Fluoride Action Network

The next Allentown water issue could be fluoridation

Source: The Morning Call | January 13th, 2013 | By Paul Carpenter

As long as passions are running hot and heavy in Allentown over whether to hock the city’s water system decades into the future, it may be a good time to consider whether to continue injecting poison into that system’s drinking water.

A little bit of poison won’t hurt anybody, it has been argued since the 1940s by the industrial giants desperate to find a way to get rid of the stuff, and by the politicians they grease, so nearly three-fourths of America’s public water systems are now fluoridated.

In Pennsylvania it’s less than 55 percent and in neighboring New Jersey it’s 13.5 percent, with only Hawaii forcing less fluoridated water down people’s gullets.

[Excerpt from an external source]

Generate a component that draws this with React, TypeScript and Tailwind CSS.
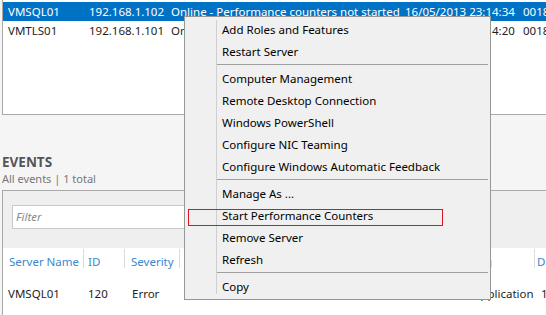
import React from "react";

const menuItems: (string | null)[] = [
  "Add Roles and Features",
  "Restart Server",
  null,
  "Computer Management",
  "Remote Desktop Connection",
  "Windows PowerShell",
  "Configure NIC Teaming",
  "Configure Windows Automatic Feedback",
  null,
  "Manage As ...",
  "Start Performance Counters",
  "Remove Server",
  "Refresh",
  null,
  "Copy",
];

export default function App() {
  return (
    <div
      className="relative w-[546px] h-[315px] overflow-hidden bg-[#f5f5f5] text-[11.5px] text-[#1e1e1e]"
      style={{ fontFamily: '"Noto Sans", "Open Sans", sans-serif' }}
    >
      {/* Servers table */}
      <div className="ml-[2px] h-[115px] bg-white border-l border-b border-[#a9a9a9] pt-[2px]">
        <div className="flex h-[19px] items-center bg-[#0072c6] text-white whitespace-nowrap">
          <div className="w-[86px] pl-[5px] shrink-0">VMSQL01</div>
          <div className="w-[82px] shrink-0">192.168.1.102</div>
          <div className="w-[234px] shrink-0">Online - Performance counters not started</div>
          <div className="w-[118px] shrink-0">16/05/2013 23:14:34</div>
          <div className="shrink-0">00186</div>
        </div>
        <div className="flex h-[19px] items-center whitespace-nowrap">
          <div className="w-[86px] pl-[5px] shrink-0">VMTLS01</div>
          <div className="w-[82px] shrink-0">192.168.1.101</div>
          <div className="w-[234px] shrink-0">Online - Performance counters not started</div>
          <div className="w-[118px] shrink-0">16/05/2013 23:14:20</div>
          <div className="shrink-0">00186</div>
        </div>
      </div>

      {/* Events heading */}
      <div className="mt-[39px] pl-[2px]">
        <div className="text-[13.5px] font-bold leading-[17px] text-[#555555]">EVENTS</div>
        <div className="text-[11px] leading-[16px] text-[#777777]">All events | 1 total</div>
      </div>

      {/* Events box */}
      <div className="mt-[3px] ml-[2px] border-l border-t border-[#a9a9a9] bg-[#efefef] h-[200px]">
        <div className="pt-[14px] pl-[9px]">
          <div className="w-[400px] h-[24px] bg-white border border-[#c8c8c8] flex items-center pl-[3px] italic text-[#8a8a8a]">
            Filter
          </div>
        </div>
        <div className="mt-[19px] bg-white h-[100px]">
          <div className="flex h-[34px] whitespace-nowrap text-[#3a87cf]">
            <div className="w-[81px] shrink-0 pl-[6px] h-[19px] mt-[1px] border-r border-[#dcdcdc] leading-[26px]">Server Name</div>
            <div className="w-[41px] shrink-0 pl-[4px] h-[19px] mt-[1px] border-r border-[#dcdcdc] leading-[26px]">ID</div>
            <div className="w-[55px] shrink-0 pl-[6px] h-[19px] mt-[1px] border-r border-[#dcdcdc] leading-[26px]">Severity</div>
            <div className="w-[288px] shrink-0 pl-[6px] h-[19px] mt-[1px] border-r border-[#dcdcdc] leading-[26px]">Source</div>
            <div className="w-[67px] shrink-0 pl-[4px] h-[19px] mt-[1px] border-r border-[#dcdcdc] leading-[26px]">Log</div>
            <div className="shrink-0 pl-[2px] h-[19px] mt-[1px] leading-[26px]">Date and Time</div>
          </div>
          <div className="flex whitespace-nowrap leading-[24px]">
            <div className="w-[82px] shrink-0 pl-[5px]">VMSQL01</div>
            <div className="w-[42px] shrink-0 pl-[3px]">120</div>
            <div className="w-[56px] shrink-0 pl-[5px]">Error</div>
            <div className="w-[288px] shrink-0 pl-[8px]">Microsoft-Windows-PerfLib</div>
            <div className="w-[67px] shrink-0 pl-[2px]">Application</div>
            <div className="shrink-0 pl-[3px]">16/05/2013</div>
          </div>
        </div>
      </div>

      {/* Context menu */}
      <div className="absolute left-[184px] top-[16px] w-[307px] h-[284px] bg-[#f0f0f0] border border-[#979797] pt-[2px] text-black">
        <div className="absolute left-[31px] top-[3px] w-px h-[274px] bg-[#cfcfcf]" />
        {menuItems.map((item, i) =>
          item === null ? (
            <div key={i} className="ml-[31px] mr-[2px] mt-[1px] mb-[3px] h-px bg-[#a0a0a0]" />
          ) : (
            <div key={i} className="h-[22px] leading-[22px] pl-[37px] whitespace-nowrap">
              {item}
            </div>
          )
        )}
      </div>

      {/* Red highlight annotation */}
      <div className="absolute left-[188px] top-[209px] w-[255px] h-[17px] border border-[#e81123]" />
    </div>
  );
}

Allentown joined the frenzy to fluoridate on Nov. 28, 2000.

Hopefully, maybe that mistake will be reconsidered now that water is on everybody’s mind in the city, and now that there has been much more information available on the problems of fluoridation.

The city’s current water flap involves a proposal by Mayor Ed Pawlowski to lease city water and sewer systems for 50 years, in return for a quickie cash payment of between $150 million and $200 million.

That, the mayor says, is needed to deal with the staggering costs of the lavishly generous pensions City Hall provided to police officers and other city employees.

On Wednesday, The Morning Call reported that City Council rejected a ballot question to give voters a say on issues like the lease deal by requiring voter approval of any sale or lease involving more than $10 million in city assets. Actually, the issue still can go on the ballot, but the council action makes the referendum process take longer. Instead of a final vote in the May primary, voters would have to vote again in November to confirm the previous vote.

In October, I argued that the leasing scheme was a bad idea, but I also argued against the referendum approach for deciding issues. America, I noted, is a republic and in a republic we elect representatives to make decisions. When everything is subject to voter approval, government works about as well as it does in California, where ballot initiatives have created more chaos and woe than healthy democracy.

In any case, the ballot question approach to the water leasing plan is a hot item in Allentown, just as it was when the fluoridation plan was advanced in the 1990s. Efforts to put that plan on the ballot were stomped to death by city officials and fluorides have been added to city water ever since.

I have long opposed fluoridation of public water for two reasons.

First, the entire fluoridation movement began because of an enormously corrupt hoax engineered by government and industry people who wanted to find a way to get rid of a toxic byproduct. They came up with a successful crusade to sell it, reminiscent of Milo Minderbinder’s plan to sell chocolate-covered cotton in “Catch 22.”

Second, it’s a matter of principle. If you can justify governmental imposition of medication (supposedly aimed at tooth decay) by force, you can justify any forced medication, from birth control to Ritalin.

Such views have not always been received kindly, to put it mildly.

The late Charles Snelling, a prominent Lehigh Valley political and business leader, said in a 1998 column that my “diatribe” on fluoridation was “paranoid and demented.” A dentist, Jay Cohen, wrote a letter to the editor a few months later accusing me of advancing “irrational arguments supported by junk science.”

Since then, the credibility of fluoridation advocates has taken a beating.

In 2004, a book by acclaimed author Christopher Bryson confirmed what I had said all along about the fluoridation hoax. “The Fluoride Deception” documented and provided details about how the campaign to fluoridate public water actually came about.

Research showing that fluoridation was harmful or useless for dental health was suppressed and the campaign began in earnest with the production of nuclear weapons and the difficulty in getting rid of highly toxic byproducts (mainly fluorides). Similar problems affected other industries, especially aluminum manufacturing. Commercial fluoridation succeeded, Bryson found, after enormous industrial funding of the American Dental Association.

In most nations, the Milo Minderbinder schemes to sell the pollutant did not work.

Enlightened countries have almost eliminated forced fluoridation — Belgium, all of the Scandinavian countries, France, Germany, Japan, Switzerland and so forth. Ninety-nine percent of Western Europe has rejected it on principle or for scientific reasons. In 2006, Israel suspended fluoridation based on studies that showed it does more harm than good.

Similar trends are appearing in some American communities. Albuquerque got rid of it just last year and fluoridation pushers in Portland, Ore., face a referendum on it next year.

The industry that sells fluorides in America is powerful, however, and it’s nearly impossible to get politicians to reverse themselves. They’d rather stick needles in their eyes than admit they were wrong about something — for many years.

Still, if people in Allentown insist on ballot initiatives to decide water issues, why stop with just the leasing flap?

Paul Carpenter’s commentary appears Sundays, Wednesdays and Fridays.